Infection with different strains of SARS-CoV-2 in patients with COVID-19
Keywords:co-infection, SARS-CoV-2, spike glycoprotein, stop mutations
- We examined the biological diversity of SARS-CoV-2 infection by investigating possible genetic variations of the spike glycoprotein in Iraqi patients with COVID-19.
- A 795 bp coding region within the viral spike (S) gene was amplified from 19
- Nucleic acid variations showed co-infection with two different viral strains. Most samples had three nonsense single nucleotide polymorphisms (SNPs). Network and phylogenetic analyses indicated that all viral infections exhibited mixed evolutionary origins represented by multiple viral sources.
- Our findings indicate that defective SARS-CoV-2 relied on helper strains with intact spikes for infection. An alternative putative ACE2-independent viral infection route is also suggested.

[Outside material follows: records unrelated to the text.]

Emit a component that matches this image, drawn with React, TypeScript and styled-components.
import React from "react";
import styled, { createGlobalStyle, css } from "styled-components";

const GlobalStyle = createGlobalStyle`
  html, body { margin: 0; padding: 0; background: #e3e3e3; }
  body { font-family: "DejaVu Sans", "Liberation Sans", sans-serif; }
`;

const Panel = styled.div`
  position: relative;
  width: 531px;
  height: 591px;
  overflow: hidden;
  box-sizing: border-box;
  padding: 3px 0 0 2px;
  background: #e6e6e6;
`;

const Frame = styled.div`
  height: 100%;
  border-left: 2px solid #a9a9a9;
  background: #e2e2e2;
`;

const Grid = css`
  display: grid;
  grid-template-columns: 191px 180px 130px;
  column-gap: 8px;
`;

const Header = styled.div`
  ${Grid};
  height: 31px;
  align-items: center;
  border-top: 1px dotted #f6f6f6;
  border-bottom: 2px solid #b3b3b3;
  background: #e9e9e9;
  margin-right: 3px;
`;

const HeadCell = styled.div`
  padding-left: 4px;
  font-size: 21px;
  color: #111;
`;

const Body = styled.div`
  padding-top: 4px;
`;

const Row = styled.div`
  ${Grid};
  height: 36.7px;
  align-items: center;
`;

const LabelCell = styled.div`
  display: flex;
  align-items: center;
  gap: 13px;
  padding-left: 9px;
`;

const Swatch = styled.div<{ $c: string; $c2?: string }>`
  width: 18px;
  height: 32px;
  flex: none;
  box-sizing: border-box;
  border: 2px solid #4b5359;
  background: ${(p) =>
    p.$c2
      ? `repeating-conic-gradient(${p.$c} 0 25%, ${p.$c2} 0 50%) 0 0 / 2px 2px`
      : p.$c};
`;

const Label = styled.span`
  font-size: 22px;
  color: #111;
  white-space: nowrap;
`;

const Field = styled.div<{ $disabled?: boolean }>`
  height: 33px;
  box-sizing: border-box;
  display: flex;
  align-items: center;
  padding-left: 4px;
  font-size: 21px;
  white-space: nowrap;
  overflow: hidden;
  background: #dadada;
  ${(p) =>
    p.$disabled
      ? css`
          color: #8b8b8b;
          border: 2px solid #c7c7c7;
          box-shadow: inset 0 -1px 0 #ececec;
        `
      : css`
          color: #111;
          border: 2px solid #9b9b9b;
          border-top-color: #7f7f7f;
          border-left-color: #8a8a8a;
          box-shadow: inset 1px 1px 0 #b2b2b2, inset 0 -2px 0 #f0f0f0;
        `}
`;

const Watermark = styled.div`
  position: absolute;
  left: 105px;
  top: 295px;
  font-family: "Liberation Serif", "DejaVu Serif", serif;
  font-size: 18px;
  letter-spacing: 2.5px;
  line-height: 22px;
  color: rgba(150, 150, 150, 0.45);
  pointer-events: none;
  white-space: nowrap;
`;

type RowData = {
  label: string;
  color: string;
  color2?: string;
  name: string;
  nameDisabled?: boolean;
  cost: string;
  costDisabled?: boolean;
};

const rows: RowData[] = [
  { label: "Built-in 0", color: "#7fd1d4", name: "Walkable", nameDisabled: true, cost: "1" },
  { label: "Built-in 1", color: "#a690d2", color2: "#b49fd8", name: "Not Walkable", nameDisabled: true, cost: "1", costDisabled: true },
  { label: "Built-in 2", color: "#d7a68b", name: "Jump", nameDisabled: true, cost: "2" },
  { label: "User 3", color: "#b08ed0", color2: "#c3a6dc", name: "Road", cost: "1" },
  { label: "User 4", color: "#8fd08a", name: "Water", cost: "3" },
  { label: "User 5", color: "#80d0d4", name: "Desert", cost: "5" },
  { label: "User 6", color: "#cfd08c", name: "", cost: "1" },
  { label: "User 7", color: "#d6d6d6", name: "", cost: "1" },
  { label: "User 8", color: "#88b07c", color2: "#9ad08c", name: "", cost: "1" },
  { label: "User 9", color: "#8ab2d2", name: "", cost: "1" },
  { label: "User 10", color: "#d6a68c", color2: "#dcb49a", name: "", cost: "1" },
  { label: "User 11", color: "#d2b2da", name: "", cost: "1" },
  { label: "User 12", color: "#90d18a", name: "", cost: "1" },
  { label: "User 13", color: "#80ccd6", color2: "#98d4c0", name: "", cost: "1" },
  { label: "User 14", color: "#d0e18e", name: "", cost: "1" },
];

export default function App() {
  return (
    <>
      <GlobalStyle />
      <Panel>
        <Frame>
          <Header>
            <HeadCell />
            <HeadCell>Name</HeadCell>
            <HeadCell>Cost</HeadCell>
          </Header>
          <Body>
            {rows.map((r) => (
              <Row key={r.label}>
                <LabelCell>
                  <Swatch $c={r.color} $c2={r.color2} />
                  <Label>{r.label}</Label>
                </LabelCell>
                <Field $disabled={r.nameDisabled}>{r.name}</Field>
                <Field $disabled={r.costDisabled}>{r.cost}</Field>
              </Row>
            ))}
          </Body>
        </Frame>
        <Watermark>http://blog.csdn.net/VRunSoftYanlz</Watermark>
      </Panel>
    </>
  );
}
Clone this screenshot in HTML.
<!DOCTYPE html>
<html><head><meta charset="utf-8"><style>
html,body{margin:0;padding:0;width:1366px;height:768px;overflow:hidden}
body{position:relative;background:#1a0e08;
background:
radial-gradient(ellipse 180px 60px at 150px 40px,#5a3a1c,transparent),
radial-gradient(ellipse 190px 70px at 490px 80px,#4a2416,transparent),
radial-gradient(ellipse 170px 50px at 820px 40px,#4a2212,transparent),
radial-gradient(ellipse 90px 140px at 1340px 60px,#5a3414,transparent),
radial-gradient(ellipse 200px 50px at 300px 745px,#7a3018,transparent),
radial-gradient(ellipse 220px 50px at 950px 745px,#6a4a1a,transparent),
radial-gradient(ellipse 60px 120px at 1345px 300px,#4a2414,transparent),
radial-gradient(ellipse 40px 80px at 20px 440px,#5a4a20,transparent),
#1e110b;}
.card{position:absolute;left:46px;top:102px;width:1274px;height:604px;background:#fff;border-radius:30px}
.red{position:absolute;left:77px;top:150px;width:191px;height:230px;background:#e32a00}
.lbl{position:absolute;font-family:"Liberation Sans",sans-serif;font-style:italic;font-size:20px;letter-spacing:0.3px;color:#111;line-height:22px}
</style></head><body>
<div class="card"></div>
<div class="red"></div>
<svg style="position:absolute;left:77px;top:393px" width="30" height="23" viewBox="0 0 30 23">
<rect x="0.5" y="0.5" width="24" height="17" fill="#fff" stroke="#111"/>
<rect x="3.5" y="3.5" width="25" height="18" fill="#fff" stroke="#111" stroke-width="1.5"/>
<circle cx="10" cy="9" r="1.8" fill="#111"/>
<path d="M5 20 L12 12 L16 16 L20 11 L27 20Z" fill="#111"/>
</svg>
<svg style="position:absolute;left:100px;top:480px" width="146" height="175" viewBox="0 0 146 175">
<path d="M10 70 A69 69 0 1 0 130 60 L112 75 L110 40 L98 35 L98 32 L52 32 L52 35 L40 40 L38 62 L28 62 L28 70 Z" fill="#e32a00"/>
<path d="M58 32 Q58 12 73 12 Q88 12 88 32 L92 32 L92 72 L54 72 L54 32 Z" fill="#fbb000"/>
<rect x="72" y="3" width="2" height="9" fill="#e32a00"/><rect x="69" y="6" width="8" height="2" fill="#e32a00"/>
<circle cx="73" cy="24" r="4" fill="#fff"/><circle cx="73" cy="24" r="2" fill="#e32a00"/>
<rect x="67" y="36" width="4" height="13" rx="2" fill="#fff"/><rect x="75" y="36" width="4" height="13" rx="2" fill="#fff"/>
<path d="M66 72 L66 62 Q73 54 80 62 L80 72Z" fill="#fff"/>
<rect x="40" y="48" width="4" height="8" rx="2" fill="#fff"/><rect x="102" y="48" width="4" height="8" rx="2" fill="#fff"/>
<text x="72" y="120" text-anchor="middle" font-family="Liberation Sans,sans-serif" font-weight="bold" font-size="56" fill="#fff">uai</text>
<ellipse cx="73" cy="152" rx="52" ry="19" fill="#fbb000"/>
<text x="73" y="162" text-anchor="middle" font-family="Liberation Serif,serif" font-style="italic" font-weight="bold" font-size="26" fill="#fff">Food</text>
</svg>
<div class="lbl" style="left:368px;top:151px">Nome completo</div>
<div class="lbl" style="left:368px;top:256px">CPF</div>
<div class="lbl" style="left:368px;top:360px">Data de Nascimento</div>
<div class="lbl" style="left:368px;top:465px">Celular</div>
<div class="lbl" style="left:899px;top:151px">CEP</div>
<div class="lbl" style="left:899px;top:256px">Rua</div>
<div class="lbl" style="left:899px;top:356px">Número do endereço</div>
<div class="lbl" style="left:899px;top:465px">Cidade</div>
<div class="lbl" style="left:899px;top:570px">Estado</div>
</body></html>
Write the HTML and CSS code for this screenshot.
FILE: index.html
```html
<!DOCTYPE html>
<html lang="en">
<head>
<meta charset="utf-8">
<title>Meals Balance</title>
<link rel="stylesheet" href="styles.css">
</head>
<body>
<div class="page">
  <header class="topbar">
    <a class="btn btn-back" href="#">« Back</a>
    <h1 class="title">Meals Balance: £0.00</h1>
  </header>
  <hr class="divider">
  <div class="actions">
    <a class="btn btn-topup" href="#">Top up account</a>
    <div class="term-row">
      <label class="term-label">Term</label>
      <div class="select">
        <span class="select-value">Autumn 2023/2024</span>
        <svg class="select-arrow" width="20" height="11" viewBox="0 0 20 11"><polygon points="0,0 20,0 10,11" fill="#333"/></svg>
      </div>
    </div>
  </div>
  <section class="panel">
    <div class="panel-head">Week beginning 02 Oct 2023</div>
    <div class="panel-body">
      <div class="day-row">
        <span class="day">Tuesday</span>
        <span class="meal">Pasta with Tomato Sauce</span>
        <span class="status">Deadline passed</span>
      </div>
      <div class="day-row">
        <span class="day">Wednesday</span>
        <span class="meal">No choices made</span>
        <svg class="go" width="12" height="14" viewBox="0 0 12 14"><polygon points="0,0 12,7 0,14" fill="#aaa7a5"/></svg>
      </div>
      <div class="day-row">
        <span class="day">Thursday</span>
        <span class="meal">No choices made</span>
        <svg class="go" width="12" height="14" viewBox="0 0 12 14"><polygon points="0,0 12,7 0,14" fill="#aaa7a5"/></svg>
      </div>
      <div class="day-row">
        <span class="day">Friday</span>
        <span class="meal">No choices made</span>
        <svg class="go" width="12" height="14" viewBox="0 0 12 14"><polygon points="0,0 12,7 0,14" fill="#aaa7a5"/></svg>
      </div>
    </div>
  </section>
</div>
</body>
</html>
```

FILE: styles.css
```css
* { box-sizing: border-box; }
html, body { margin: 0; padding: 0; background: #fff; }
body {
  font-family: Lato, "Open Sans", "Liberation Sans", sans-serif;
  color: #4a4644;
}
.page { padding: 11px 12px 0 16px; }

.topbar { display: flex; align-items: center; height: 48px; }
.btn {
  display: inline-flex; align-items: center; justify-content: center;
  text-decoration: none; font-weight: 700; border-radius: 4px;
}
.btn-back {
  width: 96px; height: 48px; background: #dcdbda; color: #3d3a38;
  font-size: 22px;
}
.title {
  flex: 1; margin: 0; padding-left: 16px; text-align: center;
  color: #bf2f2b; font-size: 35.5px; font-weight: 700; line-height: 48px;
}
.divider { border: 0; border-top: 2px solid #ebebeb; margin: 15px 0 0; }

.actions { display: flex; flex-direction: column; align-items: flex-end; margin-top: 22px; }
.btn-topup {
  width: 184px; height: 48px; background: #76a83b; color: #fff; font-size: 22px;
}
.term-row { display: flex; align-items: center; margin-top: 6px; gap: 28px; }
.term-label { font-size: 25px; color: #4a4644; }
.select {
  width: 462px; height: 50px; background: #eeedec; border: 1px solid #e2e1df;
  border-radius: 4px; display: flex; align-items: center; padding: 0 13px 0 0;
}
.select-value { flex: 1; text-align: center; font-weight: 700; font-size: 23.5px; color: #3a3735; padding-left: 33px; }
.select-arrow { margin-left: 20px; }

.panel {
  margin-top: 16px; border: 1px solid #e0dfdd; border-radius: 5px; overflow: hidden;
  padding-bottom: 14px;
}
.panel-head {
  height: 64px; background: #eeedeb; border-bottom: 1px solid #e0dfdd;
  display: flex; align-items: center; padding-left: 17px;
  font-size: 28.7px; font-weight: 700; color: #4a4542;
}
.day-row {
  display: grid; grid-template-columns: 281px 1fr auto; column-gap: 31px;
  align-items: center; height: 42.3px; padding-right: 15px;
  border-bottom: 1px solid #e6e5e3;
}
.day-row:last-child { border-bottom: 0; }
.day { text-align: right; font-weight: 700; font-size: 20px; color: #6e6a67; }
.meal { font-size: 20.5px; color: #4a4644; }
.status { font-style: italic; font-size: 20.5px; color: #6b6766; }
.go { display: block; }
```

Abstract: The biological diversity of SARS-CoV-2 was assessed by investigating the genetic variations of the spike glycoprotein of patients with COVID-19 in Iraq. Sequencing identified fifteen novel nucleic acid variations with a variety of distributions within the investigated samples. The electropherograms of all identified variations showed obvious co-infections with two different viral strains per sample. Most samples exhibited three nonsense single nucleotide polymorphism (SNPs), p.301Cdel, p.380Ydel and p.436del, which yielded three truncated spike glycoproteins, respectively. Network and phylogenetic analyses indicated that all viral infections were derived from multiple viral origins. Results inferred from the specific clade-based tree showed that some viral strains were derived from European G-clade sequences. Our data demonstrated the absence of single-strain infection among all investigated samples in the studied area, which entails a higher risk of SARS-CoV-2 in this country. The identified high frequency of truncated spike proteins suggests that defective SARS-CoV-2 depend on helper strains possessing intact spikes during infection. Alternatively, another putative ACE2-independent route of viral infection is suggested. To the best of our knowledge, this is the first report to describe co-infection with multiple strains of SARS-CoV-2 in patients with COVID-19.